--- start ---

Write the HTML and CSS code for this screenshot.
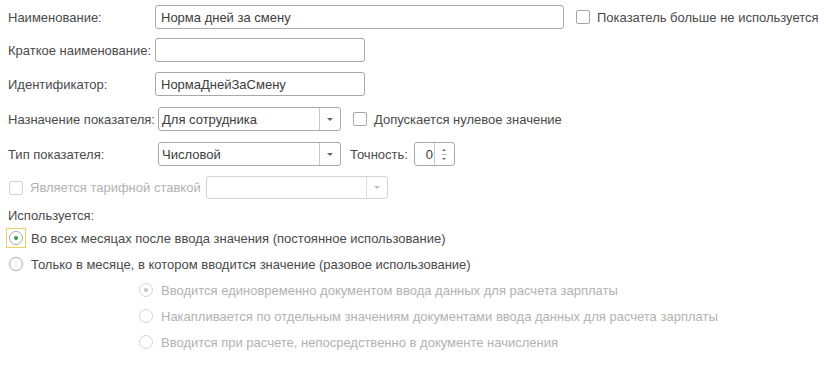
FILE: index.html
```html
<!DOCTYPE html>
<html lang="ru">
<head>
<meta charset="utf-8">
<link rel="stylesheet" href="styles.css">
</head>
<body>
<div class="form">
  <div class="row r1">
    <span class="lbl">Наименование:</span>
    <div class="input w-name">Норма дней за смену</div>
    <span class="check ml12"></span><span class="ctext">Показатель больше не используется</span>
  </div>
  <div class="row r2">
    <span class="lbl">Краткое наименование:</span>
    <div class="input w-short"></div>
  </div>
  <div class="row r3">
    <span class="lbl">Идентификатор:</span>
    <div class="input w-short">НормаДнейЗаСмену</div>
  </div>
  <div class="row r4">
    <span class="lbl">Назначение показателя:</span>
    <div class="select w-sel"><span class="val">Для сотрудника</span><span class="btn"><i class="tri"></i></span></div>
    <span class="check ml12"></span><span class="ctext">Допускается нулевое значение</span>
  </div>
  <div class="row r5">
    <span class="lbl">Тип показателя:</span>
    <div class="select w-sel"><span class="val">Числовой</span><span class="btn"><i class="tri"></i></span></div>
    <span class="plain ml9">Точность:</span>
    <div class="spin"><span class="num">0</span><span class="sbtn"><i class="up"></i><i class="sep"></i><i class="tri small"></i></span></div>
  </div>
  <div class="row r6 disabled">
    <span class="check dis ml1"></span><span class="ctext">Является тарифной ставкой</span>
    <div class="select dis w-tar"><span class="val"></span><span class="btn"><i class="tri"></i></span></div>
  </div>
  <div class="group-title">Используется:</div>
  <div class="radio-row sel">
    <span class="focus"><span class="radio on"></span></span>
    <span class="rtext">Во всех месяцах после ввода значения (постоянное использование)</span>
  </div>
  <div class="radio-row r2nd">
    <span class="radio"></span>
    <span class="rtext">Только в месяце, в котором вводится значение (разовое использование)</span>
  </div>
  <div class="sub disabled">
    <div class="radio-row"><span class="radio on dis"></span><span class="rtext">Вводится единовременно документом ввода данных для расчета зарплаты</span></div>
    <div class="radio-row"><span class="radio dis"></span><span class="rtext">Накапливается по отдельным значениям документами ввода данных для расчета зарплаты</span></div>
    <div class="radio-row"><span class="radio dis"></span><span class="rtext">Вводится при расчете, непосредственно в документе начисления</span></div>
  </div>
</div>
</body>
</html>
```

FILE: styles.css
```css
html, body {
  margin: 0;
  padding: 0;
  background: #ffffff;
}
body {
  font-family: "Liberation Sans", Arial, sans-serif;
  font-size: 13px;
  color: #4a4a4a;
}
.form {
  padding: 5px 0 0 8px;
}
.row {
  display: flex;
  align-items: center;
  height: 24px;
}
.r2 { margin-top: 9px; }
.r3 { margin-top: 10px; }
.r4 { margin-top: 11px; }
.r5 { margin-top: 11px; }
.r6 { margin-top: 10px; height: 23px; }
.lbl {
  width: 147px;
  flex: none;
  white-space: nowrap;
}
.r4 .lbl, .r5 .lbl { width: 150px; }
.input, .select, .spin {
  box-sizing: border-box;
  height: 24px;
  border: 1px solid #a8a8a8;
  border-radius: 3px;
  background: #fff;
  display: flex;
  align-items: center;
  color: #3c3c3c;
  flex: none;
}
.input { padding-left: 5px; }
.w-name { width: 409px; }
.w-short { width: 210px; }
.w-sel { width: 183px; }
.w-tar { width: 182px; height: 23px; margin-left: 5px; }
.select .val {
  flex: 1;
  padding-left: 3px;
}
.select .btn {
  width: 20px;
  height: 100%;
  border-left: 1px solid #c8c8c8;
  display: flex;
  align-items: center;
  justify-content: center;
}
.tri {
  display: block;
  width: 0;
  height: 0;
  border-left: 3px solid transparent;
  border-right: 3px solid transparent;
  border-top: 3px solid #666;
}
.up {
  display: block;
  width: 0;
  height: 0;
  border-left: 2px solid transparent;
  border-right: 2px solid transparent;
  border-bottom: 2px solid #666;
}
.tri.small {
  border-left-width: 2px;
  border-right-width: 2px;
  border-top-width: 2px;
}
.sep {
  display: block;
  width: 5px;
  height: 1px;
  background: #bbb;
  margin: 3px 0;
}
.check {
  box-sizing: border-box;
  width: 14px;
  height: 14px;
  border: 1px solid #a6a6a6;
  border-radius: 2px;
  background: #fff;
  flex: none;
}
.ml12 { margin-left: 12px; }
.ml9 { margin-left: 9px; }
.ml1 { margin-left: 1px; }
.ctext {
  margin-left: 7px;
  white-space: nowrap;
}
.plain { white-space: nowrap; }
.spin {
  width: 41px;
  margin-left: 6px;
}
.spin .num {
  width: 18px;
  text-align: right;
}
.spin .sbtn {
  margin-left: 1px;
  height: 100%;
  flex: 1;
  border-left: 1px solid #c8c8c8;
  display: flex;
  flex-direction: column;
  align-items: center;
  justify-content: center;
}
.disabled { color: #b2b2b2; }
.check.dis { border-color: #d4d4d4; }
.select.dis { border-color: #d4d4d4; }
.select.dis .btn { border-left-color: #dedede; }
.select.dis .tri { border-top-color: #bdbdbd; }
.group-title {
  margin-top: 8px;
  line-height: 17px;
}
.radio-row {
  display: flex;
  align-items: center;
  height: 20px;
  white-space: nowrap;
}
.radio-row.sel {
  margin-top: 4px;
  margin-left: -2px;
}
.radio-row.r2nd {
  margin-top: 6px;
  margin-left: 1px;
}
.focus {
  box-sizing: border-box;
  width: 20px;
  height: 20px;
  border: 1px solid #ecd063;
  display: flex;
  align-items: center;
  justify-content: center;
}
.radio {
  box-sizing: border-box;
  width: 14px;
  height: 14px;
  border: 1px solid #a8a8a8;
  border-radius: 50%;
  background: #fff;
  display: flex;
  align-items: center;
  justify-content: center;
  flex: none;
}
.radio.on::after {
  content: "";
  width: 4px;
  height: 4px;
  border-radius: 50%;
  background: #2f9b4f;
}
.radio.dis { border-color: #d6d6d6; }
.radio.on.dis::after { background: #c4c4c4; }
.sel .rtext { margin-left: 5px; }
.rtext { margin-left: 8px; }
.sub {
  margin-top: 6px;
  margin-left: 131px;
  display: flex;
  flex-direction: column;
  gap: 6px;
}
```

--- end ---

Copy the listing in full and without alteration, omitting every picture.

▶ [Task output]:
Write the HTML and CSS code for this screenshot.
FILE: index.html
```html
<!DOCTYPE html>
<html lang="ru">
<head>
<meta charset="utf-8">
<link rel="stylesheet" href="styles.css">
</head>
<body>
<div class="form">
  <div class="row r1">
    <span class="lbl">Наименование:</span>
    <div class="input w-name">Норма дней за смену</div>
    <span class="check ml12"></span><span class="ctext">Показатель больше не используется</span>
  </div>
  <div class="row r2">
    <span class="lbl">Краткое наименование:</span>
    <div class="input w-short"></div>
  </div>
  <div class="row r3">
    <span class="lbl">Идентификатор:</span>
    <div class="input w-short">НормаДнейЗаСмену</div>
  </div>
  <div class="row r4">
    <span class="lbl">Назначение показателя:</span>
    <div class="select w-sel"><span class="val">Для сотрудника</span><span class="btn"><i class="tri"></i></span></div>
    <span class="check ml12"></span><span class="ctext">Допускается нулевое значение</span>
  </div>
  <div class="row r5">
    <span class="lbl">Тип показателя:</span>
    <div class="select w-sel"><span class="val">Числовой</span><span class="btn"><i class="tri"></i></span></div>
    <span class="plain ml9">Точность:</span>
    <div class="spin"><span class="num">0</span><span class="sbtn"><i class="up"></i><i class="sep"></i><i class="tri small"></i></span></div>
  </div>
  <div class="row r6 disabled">
    <span class="check dis ml1"></span><span class="ctext">Является тарифной ставкой</span>
    <div class="select dis w-tar"><span class="val"></span><span class="btn"><i class="tri"></i></span></div>
  </div>
  <div class="group-title">Используется:</div>
  <div class="radio-row sel">
    <span class="focus"><span class="radio on"></span></span>
    <span class="rtext">Во всех месяцах после ввода значения (постоянное использование)</span>
  </div>
  <div class="radio-row r2nd">
    <span class="radio"></span>
    <span class="rtext">Только в месяце, в котором вводится значение (разовое использование)</span>
  </div>
  <div class="sub disabled">
    <div class="radio-row"><span class="radio on dis"></span><span class="rtext">Вводится единовременно документом ввода данных для расчета зарплаты</span></div>
    <div class="radio-row"><span class="radio dis"></span><span class="rtext">Накапливается по отдельным значениям документами ввода данных для расчета зарплаты</span></div>
    <div class="radio-row"><span class="radio dis"></span><span class="rtext">Вводится при расчете, непосредственно в документе начисления</span></div>
  </div>
</div>
</body>
</html>
```

FILE: styles.css
```css
html, body {
  margin: 0;
  padding: 0;
  background: #ffffff;
}
body {
  font-family: "Liberation Sans", Arial, sans-serif;
  font-size: 13px;
  color: #4a4a4a;
}
.form {
  padding: 5px 0 0 8px;
}
.row {
  display: flex;
  align-items: center;
  height: 24px;
}
.r2 { margin-top: 9px; }
.r3 { margin-top: 10px; }
.r4 { margin-top: 11px; }
.r5 { margin-top: 11px; }
.r6 { margin-top: 10px; height: 23px; }
.lbl {
  width: 147px;
  flex: none;
  white-space: nowrap;
}
.r4 .lbl, .r5 .lbl { width: 150px; }
.input, .select, .spin {
  box-sizing: border-box;
  height: 24px;
  border: 1px solid #a8a8a8;
  border-radius: 3px;
  background: #fff;
  display: flex;
  align-items: center;
  color: #3c3c3c;
  flex: none;
}
.input { padding-left: 5px; }
.w-name { width: 409px; }
.w-short { width: 210px; }
.w-sel { width: 183px; }
.w-tar { width: 182px; height: 23px; margin-left: 5px; }
.select .val {
  flex: 1;
  padding-left: 3px;
}
.select .btn {
  width: 20px;
  height: 100%;
  border-left: 1px solid #c8c8c8;
  display: flex;
  align-items: center;
  justify-content: center;
}
.tri {
  display: block;
  width: 0;
  height: 0;
  border-left: 3px solid transparent;
  border-right: 3px solid transparent;
  border-top: 3px solid #666;
}
.up {
  display: block;
  width: 0;
  height: 0;
  border-left: 2px solid transparent;
  border-right: 2px solid transparent;
  border-bottom: 2px solid #666;
}
.tri.small {
  border-left-width: 2px;
  border-right-width: 2px;
  border-top-width: 2px;
}
.sep {
  display: block;
  width: 5px;
  height: 1px;
  background: #bbb;
  margin: 3px 0;
}
.check {
  box-sizing: border-box;
  width: 14px;
  height: 14px;
  border: 1px solid #a6a6a6;
  border-radius: 2px;
  background: #fff;
  flex: none;
}
.ml12 { margin-left: 12px; }
.ml9 { margin-left: 9px; }
.ml1 { margin-left: 1px; }
.ctext {
  margin-left: 7px;
  white-space: nowrap;
}
.plain { white-space: nowrap; }
.spin {
  width: 41px;
  margin-left: 6px;
}
.spin .num {
  width: 18px;
  text-align: right;
}
.spin .sbtn {
  margin-left: 1px;
  height: 100%;
  flex: 1;
  border-left: 1px solid #c8c8c8;
  display: flex;
  flex-direction: column;
  align-items: center;
  justify-content: center;
}
.disabled { color: #b2b2b2; }
.check.dis { border-color: #d4d4d4; }
.select.dis { border-color: #d4d4d4; }
.select.dis .btn { border-left-color: #dedede; }
.select.dis .tri { border-top-color: #bdbdbd; }
.group-title {
  margin-top: 8px;
  line-height: 17px;
}
.radio-row {
  display: flex;
  align-items: center;
  height: 20px;
  white-space: nowrap;
}
.radio-row.sel {
  margin-top: 4px;
  margin-left: -2px;
}
.radio-row.r2nd {
  margin-top: 6px;
  margin-left: 1px;
}
.focus {
  box-sizing: border-box;
  width: 20px;
  height: 20px;
  border: 1px solid #ecd063;
  display: flex;
  align-items: center;
  justify-content: center;
}
.radio {
  box-sizing: border-box;
  width: 14px;
  height: 14px;
  border: 1px solid #a8a8a8;
  border-radius: 50%;
  background: #fff;
  display: flex;
  align-items: center;
  justify-content: center;
  flex: none;
}
.radio.on::after {
  content: "";
  width: 4px;
  height: 4px;
  border-radius: 50%;
  background: #2f9b4f;
}
.radio.dis { border-color: #d6d6d6; }
.radio.on.dis::after { background: #c4c4c4; }
.sel .rtext { margin-left: 5px; }
.rtext { margin-left: 8px; }
.sub {
  margin-top: 6px;
  margin-left: 131px;
  display: flex;
  flex-direction: column;
  gap: 6px;
}
```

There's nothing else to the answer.